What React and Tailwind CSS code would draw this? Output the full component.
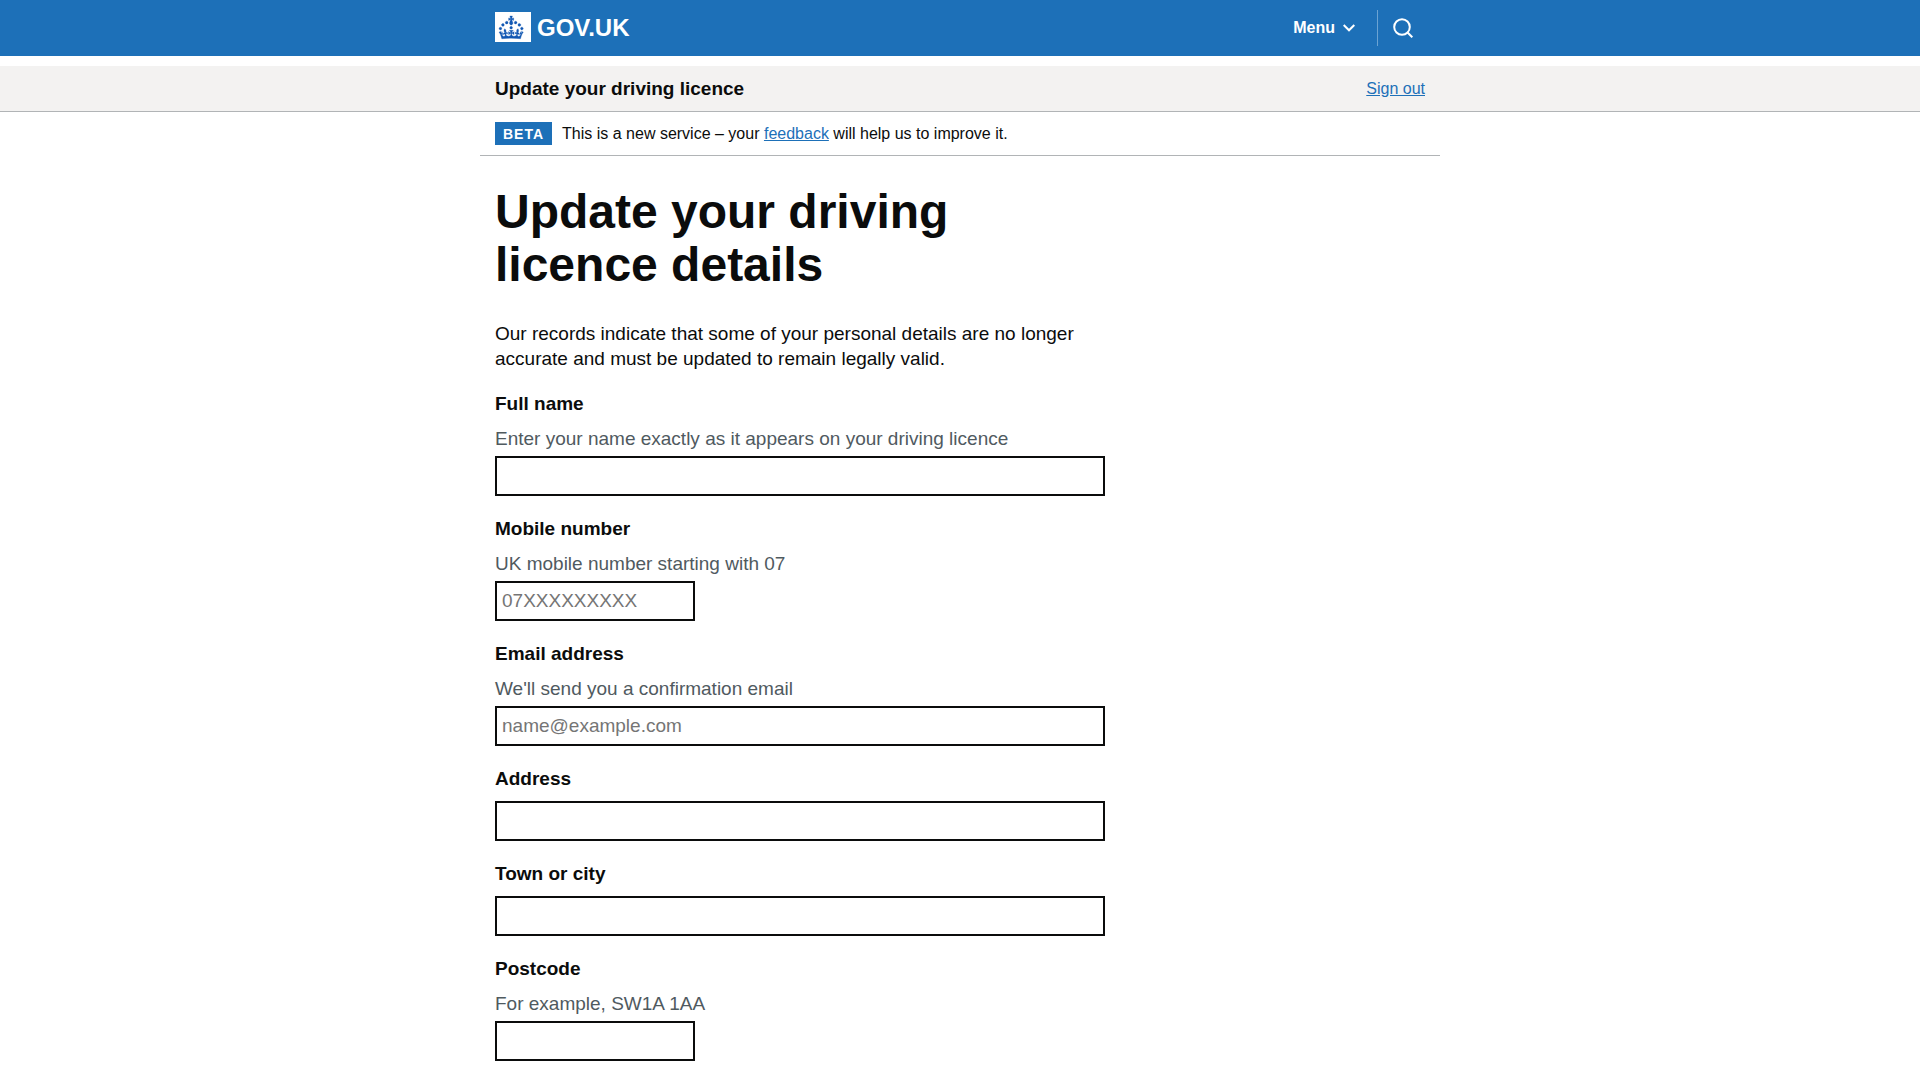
import React, { useState } from "react";

const fields = [
  {
    name: "fullName",
    label: "Full name",
    hint: "Enter your name exactly as it appears on your driving licence",
    type: "text",
  },
  {
    name: "mobile",
    label: "Mobile number",
    hint: "UK mobile number starting with 07",
    type: "tel",
    placeholder: "07XXXXXXXXX",
    short: true,
  },
  {
    name: "email",
    label: "Email address",
    hint: "We'll send you a confirmation email",
    type: "email",
    placeholder: "name@example.com",
  },
  { name: "address", label: "Address", type: "text" },
  { name: "town", label: "Town or city", type: "text" },
  {
    name: "postcode",
    label: "Postcode",
    hint: "For example, SW1A 1AA",
    type: "text",
    short: true,
  },
];

const Crown = () => (
  <svg
    viewBox="0 0 36 30"
    className="h-[30px] w-9 bg-white"
    fill="#1257b3"
    stroke="#1257b3"
    strokeWidth=".4"
    aria-hidden="true"
  >
    <path
      transform="translate(4 4) scale(.76)"
      d="M22.6 10.4c-1 .4-2-.1-2.4-1-.4-.9.1-2 1-2.4.9-.4 2 .1 2.4 1s-.1 2-1 2.4m-5.9 6.7c-.9.4-2-.1-2.4-1-.4-.9.1-2 1-2.4.9-.4 2 .1 2.4 1s-.1 2-1 2.4m10.8-3.7c-1 .4-2-.1-2.4-1-.4-.9.1-2 1-2.4.9-.4 2 .1 2.4 1s0 2-1 2.4m3.3 4.8c-1 .4-2-.1-2.4-1-.4-.9.1-2 1-2.4.9-.4 2 .1 2.4 1s-.1 2-1 2.4M17 4.7l2.3 1.2V2.5l-2.3.7-.2-.2.9-3h-3.4l.9 3-.2.2c-.1.1-2.3-.7-2.3-.7v3.4L15 4.7c.1.1.1.2.2.2l-1.3 4c-.1.2-.1.4-.1.6 0 1.1.8 2 1.9 2.2h.7c1-.2 1.9-1.1 1.9-2.1 0-.2 0-.4-.1-.6l-1.3-4c-.1-.2 0-.2.1-.3m-7.6 5.7c.9.4 2-.1 2.4-1 .4-.9-.1-2-1-2.4-.9-.4-2 .1-2.4 1s0 2 1 2.4m-5 3c.9.4 2-.1 2.4-1 .4-.9-.1-2-1-2.4-.9-.4-2 .1-2.4 1s.1 2 1 2.4m-3.2 4.8c.9.4 2-.1 2.4-1 .4-.9-.1-2-1-2.4-.9-.4-2 .1-2.4 1s0 2 1 2.4m14.8 11c4.4 0 8.6.3 12.3.8 1.1-4.5 2.4-7 3.7-8.8l-2.5-.9c.2 1.3.3 1.9 0 2.7-.4-.4-.8-1.1-1.1-2.3l-1.2 4c.7-.5 1.3-.8 2-.9-1.1 2.5-2.6 3.1-3.5 3-1.1-.2-1.7-1.2-1.5-2.1.3-1.2 1.5-1.5 2.1-.1 1.1-2.3-.8-3-2-2.3 1.9-1.9 2.1-3.5.6-5.6-2.1 1.6-2.1 3.2-1.2 5.5-1.2-1.4-3.2-.6-2.5 1.6.9-1.4 2.1-.5 1.9.8-.2 1.1-1.7 2.1-3.5 1.9-2.7-.2-2.9-2.1-2.9-3.6.7-.1 1.9.5 2.9 1.9l.4-4.3c-1.1 1.1-2.1 1.4-3.2 1.4.4-1.2 2.1-3 2.1-3h-5.4s1.7 1.9 2.1 3c-1.1 0-2.1-.2-3.2-1.4l.4 4.3c1-1.4 2.2-2 2.9-1.9-.1 1.5-.2 3.4-2.9 3.6-1.9.2-3.4-.8-3.5-1.9-.2-1.3 1-2.2 1.9-.8.7-2.3-1.2-3-2.5-1.6.9-2.2.9-3.9-1.2-5.5-1.5 2-1.3 3.7.6 5.6-1.2-.7-3.1 0-2 2.3.6-1.4 1.8-1.1 2.1.1.2.9-.3 1.9-1.5 2.1-.9.2-2.4-.5-3.5-3 .6 0 1.2.3 2 .9l-1.2-4c-.3 1.1-.7 1.9-1.1 2.3-.3-.8-.2-1.4 0-2.7l-2.9.9C1.3 23 2.6 25.5 3.7 30c3.7-.5 7.9-.8 12.3-.8"
    />
  </svg>
);

const Header = () => (
  <header className="bg-[#1d70b8] text-white">
    <div className="mx-auto flex h-14 max-w-[960px] justify-between px-[15px]">
      <a href="#" className="flex items-start gap-1.5 pt-3 text-2xl font-bold">
        <Crown />
        <span className="leading-8">GOV.UK</span>
      </a>
      <div className="flex items-center">
        <button type="button" className="flex items-center gap-2 pr-[22px] text-base font-bold">
          Menu
          <svg viewBox="0 0 12 8" className="h-2 w-3" fill="none" stroke="currentColor" strokeWidth="2" aria-hidden="true">
            <path d="M.7 1 6 6.3 11.3 1" />
          </svg>
        </button>
        <button type="button" aria-label="Search" className="flex h-9 items-center border-l border-[#6ba3d3] pr-3 pl-[15px]">
          <svg viewBox="0 0 20 20" className="size-5" fill="none" stroke="currentColor" strokeWidth="2" aria-hidden="true">
            <circle cx="9" cy="9" r="7.8" />
            <path d="m14.3 14.3 5 5" />
          </svg>
        </button>
      </div>
    </div>
  </header>
);

const ServiceBar = () => (
  <div className="mt-2.5 border-b border-[#b1b4b6] bg-[#f3f2f1]">
    <div className="mx-auto flex max-w-[960px] items-center justify-between px-[15px] py-2.5">
      <p className="text-[19px] leading-[25px] font-bold">Update your driving licence</p>
      <a href="#" className="text-base leading-5 text-[#1d70b8] underline">
        Sign out
      </a>
    </div>
  </div>
);

const PhaseBanner = () => (
  <div className="mx-auto flex max-w-[960px] items-center gap-2.5 border-b border-[#b1b4b6] px-[15px] py-2.5">
    <strong className="bg-[#1d70b8] px-2 pt-0.5 text-sm leading-[21px] tracking-[1px] text-white">BETA</strong>
    <p className="text-base leading-5">
      This is a new service – your{" "}
      <a href="#" className="text-[#1d70b8] underline">
        feedback
      </a>{" "}
      will help us to improve it.
    </p>
  </div>
);

const Field = ({ field, value, onChange }) => (
  <div className="mb-5">
    <label htmlFor={field.name} className="mb-2.5 block font-bold">
      {field.label}
    </label>
    {field.hint && (
      <p id={`${field.name}-hint`} className="mb-[5px] text-[#505a5f]">
        {field.hint}
      </p>
    )}
    <input
      id={field.name}
      name={field.name}
      type={field.type}
      value={value}
      onChange={onChange}
      placeholder={field.placeholder}
      aria-describedby={field.hint ? `${field.name}-hint` : undefined}
      className={`block h-10 border-2 border-[#0b0c0c] px-[5px] placeholder:text-[#757575] ${
        field.short ? "w-[200px]" : "w-full"
      }`}
    />
  </div>
);

const App = () => {
  const [formData, setFormData] = useState({});

  const handleInputChange = (e) => {
    setFormData({ ...formData, [e.target.name]: e.target.value });
  };

  return (
    <div className="bg-white font-['Liberation_Sans',Arial,sans-serif] text-[#0b0c0c]">
      <Header />
      <ServiceBar />
      <PhaseBanner />
      <main className="mx-auto max-w-[960px] px-[15px] pt-[29px]">
        <div className="max-w-[610px] text-[19px] leading-[25px]">
          <h1 className="mb-[30px] text-5xl leading-[53px] font-bold">Update your driving licence details</h1>
          <p className="mb-5">
            Our records indicate that some of your personal details are no longer accurate and must be updated to
            remain legally valid.
          </p>
          <form onSubmit={(e) => e.preventDefault()}>
            {fields.map((field) => (
              <Field
                key={field.name}
                field={field}
                value={formData[field.name] || ""}
                onChange={handleInputChange}
              />
            ))}
          </form>
        </div>
      </main>
    </div>
  );
};

export default App;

- [Exercise brief]:
Extract all lines from the material above that include the word "React".

- [Exercise answer]:
What React and Tailwind CSS code would draw this? Output the full component.
import React, { useState } from "react";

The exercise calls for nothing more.